Engineering Self-Assembly of a High-χ Block Copolymer for Large-Area Fabrication of Transistors Based on Functional Graphene Nanoribbon Arrays
Résumé
Graphene presents a real need for patterning into very narrow nanostructures to open up a band gap and tune its electrical properties by quantum confinement. A self-assembled silicon-based block copolymer (BCP) is used to pattern chemical vapor deposition-grown graphene to fabricate graphene nanoribbon (GNR) arrays. Best BCP lithographic performances are obtained when the BCP is spin-coated and annealed directly on graphene. Self-assembly on large surfaces (1 cm 2) is achieved in a few minutes, and 11 nm width GNRs are finally obtained.
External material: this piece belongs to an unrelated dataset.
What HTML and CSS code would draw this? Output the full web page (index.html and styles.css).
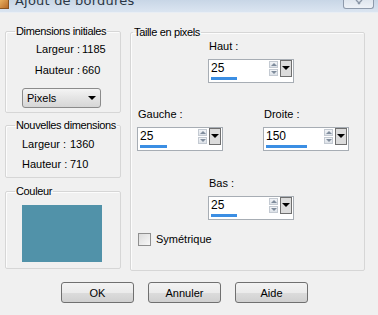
FILE: index.html
```html
<!DOCTYPE html>
<html lang="fr">
<head>
    <meta charset="UTF-8">
    <title>Ajout de bordures</title>
    <link rel="stylesheet" href="styles.css">
</head>
<body>
    <div class="titlebar">
        <span class="app-icon"></span>
        <span class="title-text">Ajout de bordures</span>
        <span class="close-btn">
            <svg width="12" height="6" viewBox="0 0 12 6"><path d="M3 0 L7 4 M9 0 L5 4" stroke="#8a96a6" stroke-width="1.4" fill="none"/></svg>
        </span>
    </div>

    <div class="main">
        <div class="left-col">
            <fieldset class="group group-init">
                <legend>Dimensions initiales</legend>
                <div class="dims dims-init">
                    <span class="lbl">Largeur :</span><span>1185</span>
                    <span class="lbl">Hauteur :</span><span>660</span>
                </div>
                <div class="select">Pixels<span class="select-arrow"></span></div>
            </fieldset>

            <fieldset class="group group-new">
                <legend>Nouvelles dimensions</legend>
                <div class="dims dims-new">
                    <span>Largeur :</span><span>1360</span>
                    <span>Hauteur :</span><span>710</span>
                </div>
            </fieldset>

            <fieldset class="group group-color">
                <legend>Couleur</legend>
                <div class="swatch"></div>
            </fieldset>
        </div>

        <fieldset class="group group-size">
            <legend>Taille en pixels</legend>

            <div class="field field-top">
                <div class="field-label">Haut :</div>
                <div class="spin">
                    <div class="spin-row">
                        <span class="spin-value">25</span>
                        <span class="spin-arrows"><i class="up"></i><i class="down"></i></span>
                        <span class="spin-drop"></span>
                    </div>
                    <div class="spin-bar" style="width: 26px"></div>
                </div>
            </div>

            <div class="field-pair">
                <div class="field">
                    <div class="field-label">Gauche :</div>
                    <div class="spin">
                        <div class="spin-row">
                            <span class="spin-value">25</span>
                            <span class="spin-arrows"><i class="up"></i><i class="down"></i></span>
                            <span class="spin-drop"></span>
                        </div>
                        <div class="spin-bar" style="width: 27px"></div>
                    </div>
                </div>
                <div class="field">
                    <div class="field-label">Droite :</div>
                    <div class="spin">
                        <div class="spin-row">
                            <span class="spin-value">150</span>
                            <span class="spin-arrows"><i class="up"></i><i class="down"></i></span>
                            <span class="spin-drop"></span>
                        </div>
                        <div class="spin-bar" style="width: 41px"></div>
                    </div>
                </div>
            </div>

            <div class="field field-bottom">
                <div class="field-label">Bas :</div>
                <div class="spin">
                    <div class="spin-row">
                        <span class="spin-value">25</span>
                        <span class="spin-arrows"><i class="up"></i><i class="down"></i></span>
                        <span class="spin-drop"></span>
                    </div>
                    <div class="spin-bar" style="width: 26px"></div>
                </div>
            </div>

            <label class="check"><span class="check-box"></span>Symétrique</label>
        </fieldset>
    </div>

    <div class="buttons">
        <button class="btn">OK</button>
        <button class="btn">Annuler</button>
        <button class="btn">Aide</button>
    </div>
</body>
</html>
```

FILE: styles.css
```css
body {
    margin: 0;
    width: 378px;
    height: 315px;
    overflow: hidden;
    background: #f0f0f0;
    font-family: "Liberation Sans", Arial, sans-serif;
    font-size: 11px;
    color: #000;
}
.titlebar {
    height: 12px;
    display: flex;
    align-items: flex-start;
    overflow: hidden;
    background: linear-gradient(#c8d6e6, #dbe5f1);
    border-bottom: 1px solid #e9eef4;
}
.app-icon {
    width: 8px;
    height: 8px;
    background: linear-gradient(135deg, #e9b060, #b86a28);
    border-right: 1px solid #8a5522;
    border-bottom: 1px solid #8a5522;
    flex: none;
}
.title-text {
    margin-left: 6px;
    margin-top: -8px;
    font-family: "DejaVu Sans", sans-serif;
    font-size: 13px;
    line-height: 17px;
    color: #2a3644;
    letter-spacing: 0.2px;
    white-space: nowrap;
}
.close-btn {
    margin-left: auto;
    margin-right: 4px;
    width: 29px;
    height: 8px;
    border: 1px solid #8e9aab;
    border-top: none;
    border-radius: 0 0 3px 3px;
    background: linear-gradient(#dfe6ee, #eef2f7);
    display: flex;
    justify-content: center;
}
.main {
    display: flex;
    gap: 9px;
    padding: 12px 0 0 5px;
}
.left-col {
    width: 116px;
    flex: none;
    display: flex;
    flex-direction: column;
}
.group {
    margin: 0;
    padding: 0;
    border: 1px solid #d6d6d6;
    box-shadow: inset 1px 1px 0 #fcfcfc;
    border-radius: 2px;
    min-width: 0;
}
.group legend {
    margin-left: 9px;
    padding: 0 1px;
    line-height: 12px;
    white-space: nowrap;
    letter-spacing: -0.35px;
}
.group-init {
    padding: 5px 0 4px;
}
.dims {
    display: grid;
    line-height: 14px;
    row-gap: 7px;
    white-space: nowrap;
}
.dims-init {
    grid-template-columns: 47px auto;
    column-gap: 2px;
    padding-left: 27px;
}
.dims-init .lbl {
    text-align: right;
}
.select {
    margin: 11px 0 0 16px;
    height: 18px;
    border: 1px solid #8b8b8b;
    border-radius: 3px;
    background: linear-gradient(#f4f4f4, #e4e4e4 50%, #d6d6d6);
    display: flex;
    align-items: center;
    padding-left: 4px;
    width: 73px;
}
.select-arrow {
    margin-left: auto;
    margin-right: 4px;
    border-left: 4px solid transparent;
    border-right: 4px solid transparent;
    border-top: 4px solid #000;
}
.group-new {
    margin-top: 6px;
    padding: 6px 0 6px;
}
.dims-new {
    grid-template-columns: 48px auto;
    row-gap: 6px;
    padding-left: 16px;
}
.group-color {
    margin-top: 7px;
    padding: 8px 0 6px;
}
.swatch {
    width: 80px;
    height: 57px;
    margin-left: 16px;
    background: #5192a9;
}
.group-size {
    width: 235px;
    height: 245px;
    box-sizing: border-box;
    margin-top: 1px;
    padding: 1px 0 0 2px;
}
.group-size legend {
    margin-left: 0;
}
.field-label {
    line-height: 14px;
    margin-bottom: 6px;
    padding-left: 1px;
}
.field-top,
.field-bottom {
    margin-left: 75px;
}
.field-pair {
    display: flex;
    gap: 40px;
    margin-top: 24px;
    padding-left: 4px;
}
.field-bottom {
    margin-top: 25px;
}
.spin {
    width: 84px;
    height: 22px;
    border: 1px solid #a7adb4;
    background: #fff;
}
.spin-row {
    display: flex;
    height: 16px;
    align-items: center;
}
.spin-value {
    padding-left: 2px;
    font-size: 12px;
    flex: 1;
}
.spin-arrows {
    width: 9px;
    display: flex;
    flex-direction: column;
    gap: 1px;
    margin-right: 2px;
}
.spin-arrows i {
    height: 7px;
    background: linear-gradient(#f2f4f7, #dde2e8);
    border: 1px solid #c4cad2;
    box-sizing: border-box;
    position: relative;
}
.spin-arrows i::after {
    content: "";
    position: absolute;
    left: 1px;
    top: 1px;
    border-left: 3px solid transparent;
    border-right: 3px solid transparent;
}
.spin-arrows .up::after {
    border-bottom: 3px solid #7f8c9c;
}
.spin-arrows .down::after {
    border-top: 3px solid #7f8c9c;
}
.spin-drop {
    width: 10px;
    height: 15px;
    margin-right: 1px;
    border: 1px solid #6f6f6f;
    background: #dcdcdc;
    display: flex;
    align-items: center;
    justify-content: center;
}
.spin-drop::after {
    content: "";
    border-left: 4px solid transparent;
    border-right: 4px solid transparent;
    border-top: 4px solid #000;
}
.spin-bar {
    height: 3px;
    margin: 1px 0 0 2px;
    background: #3b8ee3;
}
.check {
    display: flex;
    align-items: center;
    gap: 5px;
    margin-top: 12px;
    line-height: 14px;
    padding-left: 5px;
}
.check-box {
    width: 11px;
    height: 11px;
    border: 1px solid #8f8f8f;
    background: linear-gradient(135deg, #dcdcdc, #f8f8f8);
}
.buttons {
    display: flex;
    gap: 14px;
    padding-left: 61px;
    margin-top: 11px;
}
.btn {
    width: 73px;
    height: 21px;
    padding: 0;
    border: 1px solid #707070;
    border-radius: 3px;
    background: linear-gradient(#f3f3f3, #ebebeb 50%, #dcdcdc 51%, #d0d0d0);
    font-family: "Liberation Sans", Arial, sans-serif;
    font-size: 11px;
    color: #000;
}
```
Electrical characterization of these structures such as band gap opening is carried out to confirm the electronic behavior of the graphene nanoribbons. Band gap values of the order of 70 meV were measured. The BCP self-assembly process proposed is scalable, less expensive, and well suited for integration with existing semiconductor fabrication techniques. The lithography procedure developed in this investigation could be generalized to fabricate graphene nanomeshes or quantum dots on large surfaces. Also, this study could concern other two-dimensional materials, for the fabrication of innovative nanostructured materials and functional devices.